Interface markup and scripts
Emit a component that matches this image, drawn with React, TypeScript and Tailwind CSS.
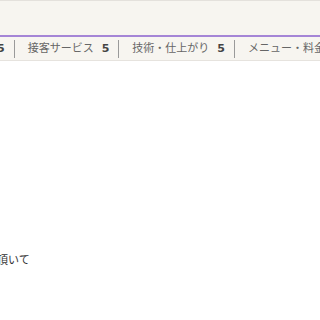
const tabs = [
  { name: "雰囲気", score: 5 },
  { name: "接客サービス", score: 5 },
  { name: "技術・仕上がり", score: 5 },
  { name: "メニュー・料金", score: 5 },
];

export default function App() {
  return (
    <div className="w-[320px] h-[320px] overflow-hidden bg-white text-[#333] font-['DejaVu_Sans','Noto_Sans_CJK_JP',sans-serif]">
      <div className="bg-[#f7f5f0] border-t border-[#e4e1dc]">
        <div className="h-[34px]" />
        <div className="h-[2px] bg-[#a585d6]" />
        <div className="h-[24px] border-b border-[#e6e3de] overflow-hidden">
          <div className="flex items-center h-full -ml-[57px] whitespace-nowrap">
            {tabs.map((t) => (
              <div key={t.name} className="flex items-center h-[18px] pl-[13px] pr-[9px] border-r border-[#9a9a9a] text-[11px] leading-none text-[#666] shrink-0">
                <span>{t.name}</span>
                <span className="ml-2 font-bold text-[#444]">{t.score}</span>
              </div>
            ))}
          </div>
        </div>
      </div>
      <div className="pt-[194px]">
        <p className="-ml-[3px] text-[11px] leading-none text-[#333]">頂いて</p>
      </div>
    </div>
  );
}
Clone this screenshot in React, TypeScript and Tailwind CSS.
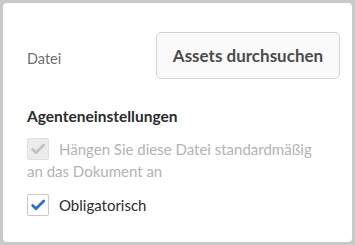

● **AIM**
Print every record above exactly as written, leaving out the pictures.

● **SOLUTION FOR THIS EXERCISE**
Emit a component that matches this image, drawn with React, TypeScript and Tailwind CSS.
const tabs = [
  { name: "雰囲気", score: 5 },
  { name: "接客サービス", score: 5 },
  { name: "技術・仕上がり", score: 5 },
  { name: "メニュー・料金", score: 5 },
];

export default function App() {
  return (
    <div className="w-[320px] h-[320px] overflow-hidden bg-white text-[#333] font-['DejaVu_Sans','Noto_Sans_CJK_JP',sans-serif]">
      <div className="bg-[#f7f5f0] border-t border-[#e4e1dc]">
        <div className="h-[34px]" />
        <div className="h-[2px] bg-[#a585d6]" />
        <div className="h-[24px] border-b border-[#e6e3de] overflow-hidden">
          <div className="flex items-center h-full -ml-[57px] whitespace-nowrap">
            {tabs.map((t) => (
              <div key={t.name} className="flex items-center h-[18px] pl-[13px] pr-[9px] border-r border-[#9a9a9a] text-[11px] leading-none text-[#666] shrink-0">
                <span>{t.name}</span>
                <span className="ml-2 font-bold text-[#444]">{t.score}</span>
              </div>
            ))}
          </div>
        </div>
      </div>
      <div className="pt-[194px]">
        <p className="-ml-[3px] text-[11px] leading-none text-[#333]">頂いて</p>
      </div>
    </div>
  );
}
Clone this screenshot in React, TypeScript and Tailwind CSS.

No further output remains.